# DATA SUPPLIED
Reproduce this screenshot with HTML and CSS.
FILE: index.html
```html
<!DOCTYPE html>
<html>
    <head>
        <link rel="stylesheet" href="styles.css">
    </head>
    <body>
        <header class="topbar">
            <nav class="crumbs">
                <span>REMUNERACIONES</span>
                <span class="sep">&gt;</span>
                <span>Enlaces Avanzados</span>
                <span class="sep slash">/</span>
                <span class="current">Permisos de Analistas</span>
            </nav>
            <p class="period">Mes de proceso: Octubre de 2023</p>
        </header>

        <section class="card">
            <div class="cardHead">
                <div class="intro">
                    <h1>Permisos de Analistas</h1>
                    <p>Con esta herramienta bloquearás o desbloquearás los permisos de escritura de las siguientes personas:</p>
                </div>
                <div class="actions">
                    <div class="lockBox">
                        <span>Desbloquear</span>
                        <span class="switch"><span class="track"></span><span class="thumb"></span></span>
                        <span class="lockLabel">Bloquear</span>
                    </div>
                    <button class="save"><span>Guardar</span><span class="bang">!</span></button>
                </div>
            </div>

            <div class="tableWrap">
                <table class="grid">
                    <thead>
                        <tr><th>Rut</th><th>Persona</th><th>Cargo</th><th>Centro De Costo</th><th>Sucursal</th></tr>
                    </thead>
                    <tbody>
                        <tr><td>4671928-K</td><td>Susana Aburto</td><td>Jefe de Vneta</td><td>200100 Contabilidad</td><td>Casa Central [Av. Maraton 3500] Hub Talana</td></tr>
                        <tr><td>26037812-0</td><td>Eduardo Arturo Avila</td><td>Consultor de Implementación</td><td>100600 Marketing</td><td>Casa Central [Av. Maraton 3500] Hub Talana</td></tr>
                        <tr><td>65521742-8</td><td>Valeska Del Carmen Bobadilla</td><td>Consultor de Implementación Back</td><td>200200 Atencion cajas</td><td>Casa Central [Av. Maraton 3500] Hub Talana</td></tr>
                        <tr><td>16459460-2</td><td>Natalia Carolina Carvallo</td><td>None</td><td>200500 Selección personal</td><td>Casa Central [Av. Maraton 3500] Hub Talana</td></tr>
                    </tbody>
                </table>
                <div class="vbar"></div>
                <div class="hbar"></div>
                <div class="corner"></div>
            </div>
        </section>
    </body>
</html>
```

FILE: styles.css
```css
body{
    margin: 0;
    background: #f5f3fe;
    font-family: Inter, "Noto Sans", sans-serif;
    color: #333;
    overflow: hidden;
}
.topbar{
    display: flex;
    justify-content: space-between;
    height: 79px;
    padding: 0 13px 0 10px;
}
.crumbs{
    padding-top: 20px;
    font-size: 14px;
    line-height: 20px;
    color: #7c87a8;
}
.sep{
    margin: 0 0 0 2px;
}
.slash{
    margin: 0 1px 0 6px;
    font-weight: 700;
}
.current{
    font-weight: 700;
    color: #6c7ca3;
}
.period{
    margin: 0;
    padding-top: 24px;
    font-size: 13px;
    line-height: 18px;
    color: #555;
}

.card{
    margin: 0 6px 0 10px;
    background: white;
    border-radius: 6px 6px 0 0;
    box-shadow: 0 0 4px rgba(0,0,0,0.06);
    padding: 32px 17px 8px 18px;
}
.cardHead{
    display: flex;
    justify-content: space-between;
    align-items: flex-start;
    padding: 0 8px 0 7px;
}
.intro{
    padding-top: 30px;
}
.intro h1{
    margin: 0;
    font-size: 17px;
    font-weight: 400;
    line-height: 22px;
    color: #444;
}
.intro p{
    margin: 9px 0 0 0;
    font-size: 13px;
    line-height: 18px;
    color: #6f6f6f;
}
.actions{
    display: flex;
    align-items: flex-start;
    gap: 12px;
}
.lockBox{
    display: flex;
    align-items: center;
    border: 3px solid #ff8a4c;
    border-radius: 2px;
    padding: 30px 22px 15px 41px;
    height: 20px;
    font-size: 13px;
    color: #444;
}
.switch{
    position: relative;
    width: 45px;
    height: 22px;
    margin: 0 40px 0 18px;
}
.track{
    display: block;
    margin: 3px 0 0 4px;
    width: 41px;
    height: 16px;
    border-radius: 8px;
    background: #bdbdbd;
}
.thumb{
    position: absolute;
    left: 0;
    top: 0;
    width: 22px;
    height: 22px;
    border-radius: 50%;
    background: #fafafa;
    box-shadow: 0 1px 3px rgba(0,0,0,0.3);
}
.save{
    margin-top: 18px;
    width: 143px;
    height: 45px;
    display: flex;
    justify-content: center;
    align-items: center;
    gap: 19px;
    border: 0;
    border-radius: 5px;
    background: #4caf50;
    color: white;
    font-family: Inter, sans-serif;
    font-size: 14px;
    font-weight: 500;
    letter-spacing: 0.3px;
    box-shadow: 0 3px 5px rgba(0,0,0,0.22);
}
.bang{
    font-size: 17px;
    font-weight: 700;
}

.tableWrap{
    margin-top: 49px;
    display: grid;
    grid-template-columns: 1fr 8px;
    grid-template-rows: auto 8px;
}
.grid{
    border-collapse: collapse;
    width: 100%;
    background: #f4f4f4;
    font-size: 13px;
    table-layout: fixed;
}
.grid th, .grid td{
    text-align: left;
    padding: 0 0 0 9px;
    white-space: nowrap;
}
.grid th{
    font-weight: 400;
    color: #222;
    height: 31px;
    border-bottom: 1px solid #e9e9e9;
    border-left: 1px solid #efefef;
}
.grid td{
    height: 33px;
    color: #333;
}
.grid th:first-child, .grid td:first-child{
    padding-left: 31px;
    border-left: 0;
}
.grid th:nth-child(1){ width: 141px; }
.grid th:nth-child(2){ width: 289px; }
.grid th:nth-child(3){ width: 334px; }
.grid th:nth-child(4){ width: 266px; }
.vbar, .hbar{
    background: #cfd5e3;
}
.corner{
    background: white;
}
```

...

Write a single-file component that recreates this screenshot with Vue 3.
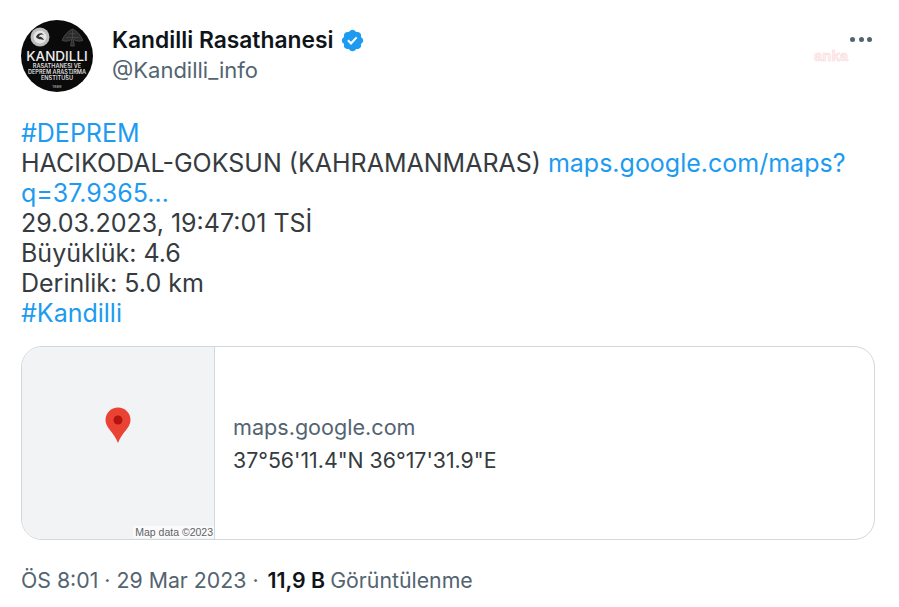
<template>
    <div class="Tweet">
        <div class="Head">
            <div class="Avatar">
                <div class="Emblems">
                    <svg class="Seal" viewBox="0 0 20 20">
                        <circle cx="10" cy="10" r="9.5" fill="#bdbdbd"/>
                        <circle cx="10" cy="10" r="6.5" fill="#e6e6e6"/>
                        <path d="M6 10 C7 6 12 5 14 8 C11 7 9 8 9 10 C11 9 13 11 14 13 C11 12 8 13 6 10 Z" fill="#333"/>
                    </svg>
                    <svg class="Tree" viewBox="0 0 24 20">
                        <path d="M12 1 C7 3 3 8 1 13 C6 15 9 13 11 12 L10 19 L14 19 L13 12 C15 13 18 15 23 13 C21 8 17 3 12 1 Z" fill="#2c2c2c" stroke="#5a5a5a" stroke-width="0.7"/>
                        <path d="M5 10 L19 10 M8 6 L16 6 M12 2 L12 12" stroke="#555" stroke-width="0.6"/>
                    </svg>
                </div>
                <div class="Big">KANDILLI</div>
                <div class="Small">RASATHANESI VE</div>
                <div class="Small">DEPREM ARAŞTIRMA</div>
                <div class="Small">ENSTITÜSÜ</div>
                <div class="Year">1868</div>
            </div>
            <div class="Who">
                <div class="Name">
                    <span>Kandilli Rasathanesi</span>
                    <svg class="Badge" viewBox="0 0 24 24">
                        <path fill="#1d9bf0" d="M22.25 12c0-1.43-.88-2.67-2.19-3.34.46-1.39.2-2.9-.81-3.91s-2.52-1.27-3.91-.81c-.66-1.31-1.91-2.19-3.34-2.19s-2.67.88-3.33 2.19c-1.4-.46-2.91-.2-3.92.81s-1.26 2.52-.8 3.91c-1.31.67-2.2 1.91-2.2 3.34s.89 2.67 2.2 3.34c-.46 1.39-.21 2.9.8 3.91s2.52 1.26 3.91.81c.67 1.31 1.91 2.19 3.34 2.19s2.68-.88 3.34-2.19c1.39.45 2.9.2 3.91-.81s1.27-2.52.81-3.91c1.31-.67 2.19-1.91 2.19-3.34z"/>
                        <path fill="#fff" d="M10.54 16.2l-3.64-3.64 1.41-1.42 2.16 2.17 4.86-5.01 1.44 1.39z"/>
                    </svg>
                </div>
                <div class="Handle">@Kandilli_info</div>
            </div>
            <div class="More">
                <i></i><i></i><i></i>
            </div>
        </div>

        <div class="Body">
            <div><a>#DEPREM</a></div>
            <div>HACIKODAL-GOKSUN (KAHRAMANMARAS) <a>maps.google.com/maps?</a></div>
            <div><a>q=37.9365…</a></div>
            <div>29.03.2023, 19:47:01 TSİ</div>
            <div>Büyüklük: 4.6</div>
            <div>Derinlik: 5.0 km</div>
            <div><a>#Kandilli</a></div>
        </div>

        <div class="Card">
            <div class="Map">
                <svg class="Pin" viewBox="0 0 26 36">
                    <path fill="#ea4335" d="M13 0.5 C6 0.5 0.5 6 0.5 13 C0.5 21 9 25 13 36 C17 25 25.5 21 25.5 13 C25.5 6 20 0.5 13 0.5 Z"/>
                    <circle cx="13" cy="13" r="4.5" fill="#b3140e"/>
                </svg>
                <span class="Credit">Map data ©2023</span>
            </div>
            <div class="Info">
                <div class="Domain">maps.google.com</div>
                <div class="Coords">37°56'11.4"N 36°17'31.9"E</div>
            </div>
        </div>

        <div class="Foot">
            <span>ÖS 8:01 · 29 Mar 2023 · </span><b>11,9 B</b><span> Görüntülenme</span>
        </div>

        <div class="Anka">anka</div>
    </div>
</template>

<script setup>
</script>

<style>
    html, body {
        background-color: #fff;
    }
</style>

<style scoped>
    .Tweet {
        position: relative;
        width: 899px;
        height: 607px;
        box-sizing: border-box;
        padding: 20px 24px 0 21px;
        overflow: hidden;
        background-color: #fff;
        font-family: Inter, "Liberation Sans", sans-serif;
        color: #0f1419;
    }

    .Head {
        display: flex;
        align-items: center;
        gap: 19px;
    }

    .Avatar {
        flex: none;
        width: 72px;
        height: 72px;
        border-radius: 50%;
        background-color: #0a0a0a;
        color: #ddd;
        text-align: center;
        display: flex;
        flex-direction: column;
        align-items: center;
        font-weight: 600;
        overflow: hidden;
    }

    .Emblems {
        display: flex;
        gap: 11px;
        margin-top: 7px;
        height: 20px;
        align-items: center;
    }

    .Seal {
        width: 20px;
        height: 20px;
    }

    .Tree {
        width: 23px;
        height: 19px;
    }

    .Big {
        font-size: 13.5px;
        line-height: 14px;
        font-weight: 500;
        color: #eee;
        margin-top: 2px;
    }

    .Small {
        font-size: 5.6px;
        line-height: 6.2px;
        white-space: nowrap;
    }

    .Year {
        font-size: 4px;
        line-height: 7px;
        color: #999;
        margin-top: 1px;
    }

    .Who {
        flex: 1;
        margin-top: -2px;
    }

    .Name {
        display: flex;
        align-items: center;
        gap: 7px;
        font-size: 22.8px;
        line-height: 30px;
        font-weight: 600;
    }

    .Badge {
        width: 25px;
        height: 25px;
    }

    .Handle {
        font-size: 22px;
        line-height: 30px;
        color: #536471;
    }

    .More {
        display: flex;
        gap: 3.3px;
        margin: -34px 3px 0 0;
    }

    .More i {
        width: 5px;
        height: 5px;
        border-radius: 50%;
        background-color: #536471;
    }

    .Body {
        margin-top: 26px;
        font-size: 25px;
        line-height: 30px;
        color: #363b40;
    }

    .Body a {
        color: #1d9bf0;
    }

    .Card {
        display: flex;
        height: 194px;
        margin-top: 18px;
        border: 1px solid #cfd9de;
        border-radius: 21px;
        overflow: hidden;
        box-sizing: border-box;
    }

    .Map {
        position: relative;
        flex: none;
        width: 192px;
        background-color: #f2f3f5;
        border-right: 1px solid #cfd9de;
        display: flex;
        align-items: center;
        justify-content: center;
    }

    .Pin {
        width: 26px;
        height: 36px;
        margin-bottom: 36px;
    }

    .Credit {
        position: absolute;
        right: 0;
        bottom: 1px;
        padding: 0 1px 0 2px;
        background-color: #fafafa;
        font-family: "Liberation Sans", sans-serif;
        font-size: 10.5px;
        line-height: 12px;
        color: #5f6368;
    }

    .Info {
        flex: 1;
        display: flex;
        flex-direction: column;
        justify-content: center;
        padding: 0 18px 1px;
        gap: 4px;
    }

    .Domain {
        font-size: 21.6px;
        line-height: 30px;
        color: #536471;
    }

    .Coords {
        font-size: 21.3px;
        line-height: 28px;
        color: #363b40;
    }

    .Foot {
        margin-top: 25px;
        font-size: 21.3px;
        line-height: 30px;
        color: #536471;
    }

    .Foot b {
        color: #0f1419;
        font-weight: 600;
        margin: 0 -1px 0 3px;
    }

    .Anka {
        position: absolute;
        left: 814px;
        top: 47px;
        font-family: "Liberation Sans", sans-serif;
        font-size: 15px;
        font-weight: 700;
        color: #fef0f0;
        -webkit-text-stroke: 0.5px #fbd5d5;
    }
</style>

# THE PROBLEM
Go over the data above and copy every line that has the word "with" in it.

# CORRECT RESULT
Reproduce this screenshot with HTML and CSS.
Write a single-file component that recreates this screenshot with Vue 3.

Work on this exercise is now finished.